Information provided
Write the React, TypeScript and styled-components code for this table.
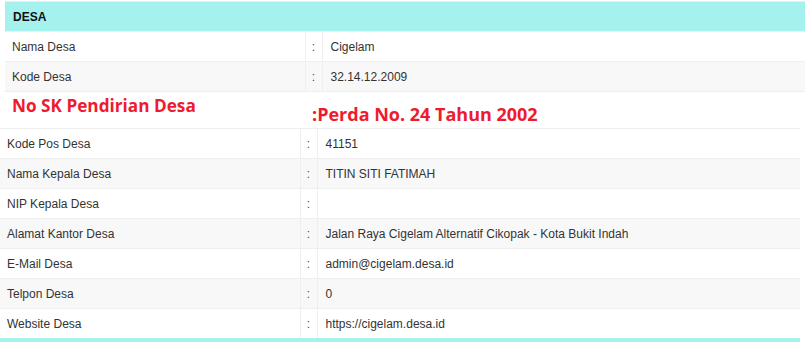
* * *
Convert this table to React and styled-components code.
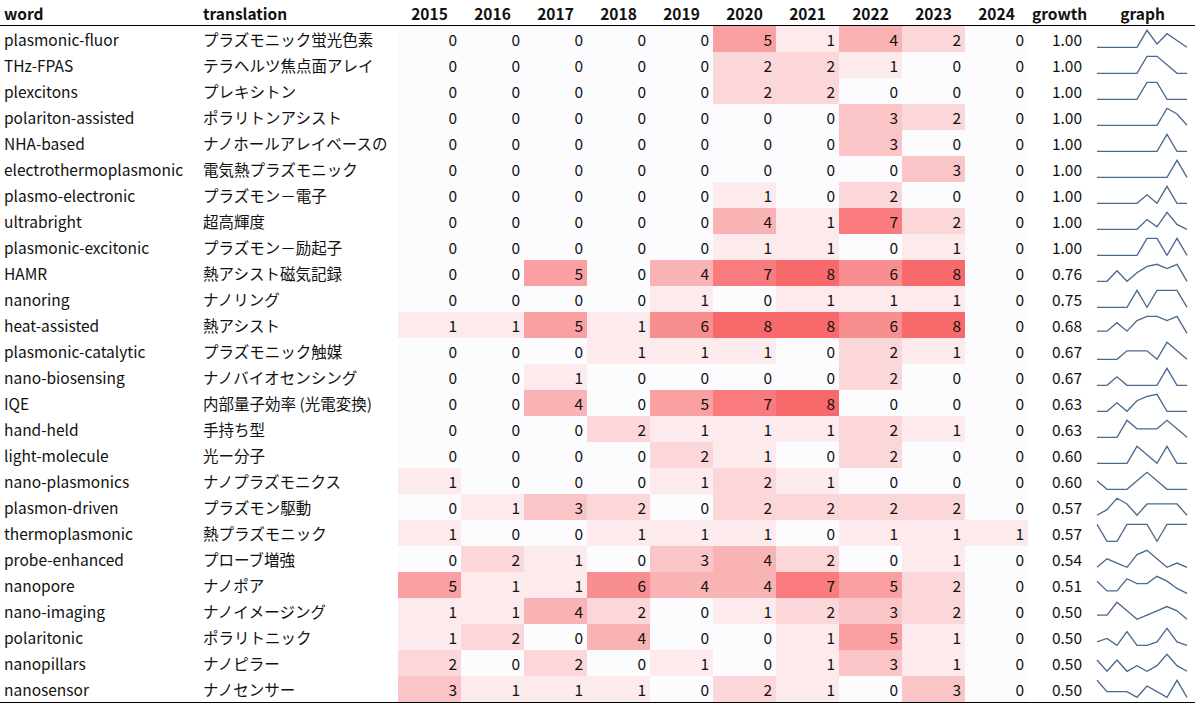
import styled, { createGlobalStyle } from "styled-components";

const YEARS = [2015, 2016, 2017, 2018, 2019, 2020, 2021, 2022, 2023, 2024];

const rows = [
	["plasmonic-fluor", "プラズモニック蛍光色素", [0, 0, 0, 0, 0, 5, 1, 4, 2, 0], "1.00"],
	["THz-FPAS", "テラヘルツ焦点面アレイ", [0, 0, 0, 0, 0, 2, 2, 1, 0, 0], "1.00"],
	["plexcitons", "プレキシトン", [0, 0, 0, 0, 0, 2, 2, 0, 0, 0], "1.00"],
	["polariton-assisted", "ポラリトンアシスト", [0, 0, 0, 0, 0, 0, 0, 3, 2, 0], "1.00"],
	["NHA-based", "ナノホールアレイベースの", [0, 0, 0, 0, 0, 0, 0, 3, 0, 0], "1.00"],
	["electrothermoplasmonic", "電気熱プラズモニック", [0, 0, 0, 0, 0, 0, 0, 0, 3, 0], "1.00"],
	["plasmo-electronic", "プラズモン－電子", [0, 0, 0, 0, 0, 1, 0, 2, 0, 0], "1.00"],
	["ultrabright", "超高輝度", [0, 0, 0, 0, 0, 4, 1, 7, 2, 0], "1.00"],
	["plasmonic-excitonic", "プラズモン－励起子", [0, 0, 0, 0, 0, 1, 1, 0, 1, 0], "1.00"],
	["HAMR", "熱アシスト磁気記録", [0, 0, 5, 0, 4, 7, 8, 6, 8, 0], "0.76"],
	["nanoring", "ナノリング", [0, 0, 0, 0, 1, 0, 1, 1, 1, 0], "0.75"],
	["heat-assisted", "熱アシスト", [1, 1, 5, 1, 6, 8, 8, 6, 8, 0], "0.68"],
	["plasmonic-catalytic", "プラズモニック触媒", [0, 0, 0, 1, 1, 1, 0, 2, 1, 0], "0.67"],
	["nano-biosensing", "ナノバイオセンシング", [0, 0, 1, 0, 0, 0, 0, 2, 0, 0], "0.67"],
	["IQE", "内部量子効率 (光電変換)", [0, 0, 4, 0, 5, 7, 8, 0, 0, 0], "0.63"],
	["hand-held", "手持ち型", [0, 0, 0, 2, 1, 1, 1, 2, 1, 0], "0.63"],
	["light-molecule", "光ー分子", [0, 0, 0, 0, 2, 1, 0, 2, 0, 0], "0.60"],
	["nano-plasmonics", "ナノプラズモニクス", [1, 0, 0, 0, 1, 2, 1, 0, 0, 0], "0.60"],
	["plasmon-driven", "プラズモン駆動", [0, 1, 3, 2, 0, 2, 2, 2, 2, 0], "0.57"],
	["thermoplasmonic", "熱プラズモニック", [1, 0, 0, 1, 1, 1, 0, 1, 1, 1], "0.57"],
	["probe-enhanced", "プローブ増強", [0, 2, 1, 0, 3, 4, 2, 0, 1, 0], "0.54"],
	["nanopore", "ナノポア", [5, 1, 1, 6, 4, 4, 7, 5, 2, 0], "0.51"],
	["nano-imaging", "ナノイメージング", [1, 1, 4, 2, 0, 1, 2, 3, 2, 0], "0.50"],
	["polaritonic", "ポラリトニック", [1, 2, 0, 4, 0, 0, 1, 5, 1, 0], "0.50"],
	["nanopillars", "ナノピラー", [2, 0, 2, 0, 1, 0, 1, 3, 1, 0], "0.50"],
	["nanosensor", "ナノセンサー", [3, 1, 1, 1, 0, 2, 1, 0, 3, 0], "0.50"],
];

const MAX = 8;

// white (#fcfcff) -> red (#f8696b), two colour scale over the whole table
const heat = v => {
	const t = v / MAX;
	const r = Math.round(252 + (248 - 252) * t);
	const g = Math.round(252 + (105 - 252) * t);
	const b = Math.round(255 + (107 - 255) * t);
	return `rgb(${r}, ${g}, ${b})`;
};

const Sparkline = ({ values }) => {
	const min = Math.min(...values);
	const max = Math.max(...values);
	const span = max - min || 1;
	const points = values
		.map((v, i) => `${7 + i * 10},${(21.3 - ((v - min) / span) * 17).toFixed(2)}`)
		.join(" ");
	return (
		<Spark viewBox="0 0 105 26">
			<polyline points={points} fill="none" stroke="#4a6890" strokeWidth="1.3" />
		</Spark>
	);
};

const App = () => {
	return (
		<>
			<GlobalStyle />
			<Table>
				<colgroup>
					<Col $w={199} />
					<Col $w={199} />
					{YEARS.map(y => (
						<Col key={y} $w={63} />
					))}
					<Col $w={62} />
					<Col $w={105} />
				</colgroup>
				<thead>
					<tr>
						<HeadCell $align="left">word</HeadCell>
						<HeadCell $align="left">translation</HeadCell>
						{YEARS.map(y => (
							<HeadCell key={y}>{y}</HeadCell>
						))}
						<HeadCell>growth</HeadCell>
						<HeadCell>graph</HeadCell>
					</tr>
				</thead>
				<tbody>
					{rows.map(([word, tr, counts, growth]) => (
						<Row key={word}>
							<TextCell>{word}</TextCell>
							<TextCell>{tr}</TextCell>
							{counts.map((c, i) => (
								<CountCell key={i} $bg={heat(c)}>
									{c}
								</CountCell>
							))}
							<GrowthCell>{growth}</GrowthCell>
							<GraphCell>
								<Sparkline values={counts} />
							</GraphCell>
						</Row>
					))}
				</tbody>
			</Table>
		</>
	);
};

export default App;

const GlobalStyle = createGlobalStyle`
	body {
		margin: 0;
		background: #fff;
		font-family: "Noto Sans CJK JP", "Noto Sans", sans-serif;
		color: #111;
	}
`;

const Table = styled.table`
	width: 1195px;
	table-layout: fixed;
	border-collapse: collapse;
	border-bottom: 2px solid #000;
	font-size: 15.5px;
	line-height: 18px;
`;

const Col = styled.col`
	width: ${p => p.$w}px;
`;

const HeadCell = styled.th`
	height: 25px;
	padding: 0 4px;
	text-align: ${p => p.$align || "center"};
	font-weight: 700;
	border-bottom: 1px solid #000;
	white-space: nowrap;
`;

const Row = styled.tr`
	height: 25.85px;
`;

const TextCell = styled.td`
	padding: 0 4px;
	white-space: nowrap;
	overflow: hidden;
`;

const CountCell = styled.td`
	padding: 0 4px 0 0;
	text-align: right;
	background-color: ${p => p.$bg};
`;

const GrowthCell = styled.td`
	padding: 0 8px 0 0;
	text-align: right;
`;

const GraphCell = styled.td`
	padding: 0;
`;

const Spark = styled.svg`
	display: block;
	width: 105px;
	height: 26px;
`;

Instructions for the task
Reproduce the lines above starting at the one with "Convert this table" and ending at the one with "2022, 2023, 2024];", both included, exactly and with no pictures.

Completed exercise
Convert this table to React and styled-components code.
import styled, { createGlobalStyle } from "styled-components";

const YEARS = [2015, 2016, 2017, 2018, 2019, 2020, 2021, 2022, 2023, 2024];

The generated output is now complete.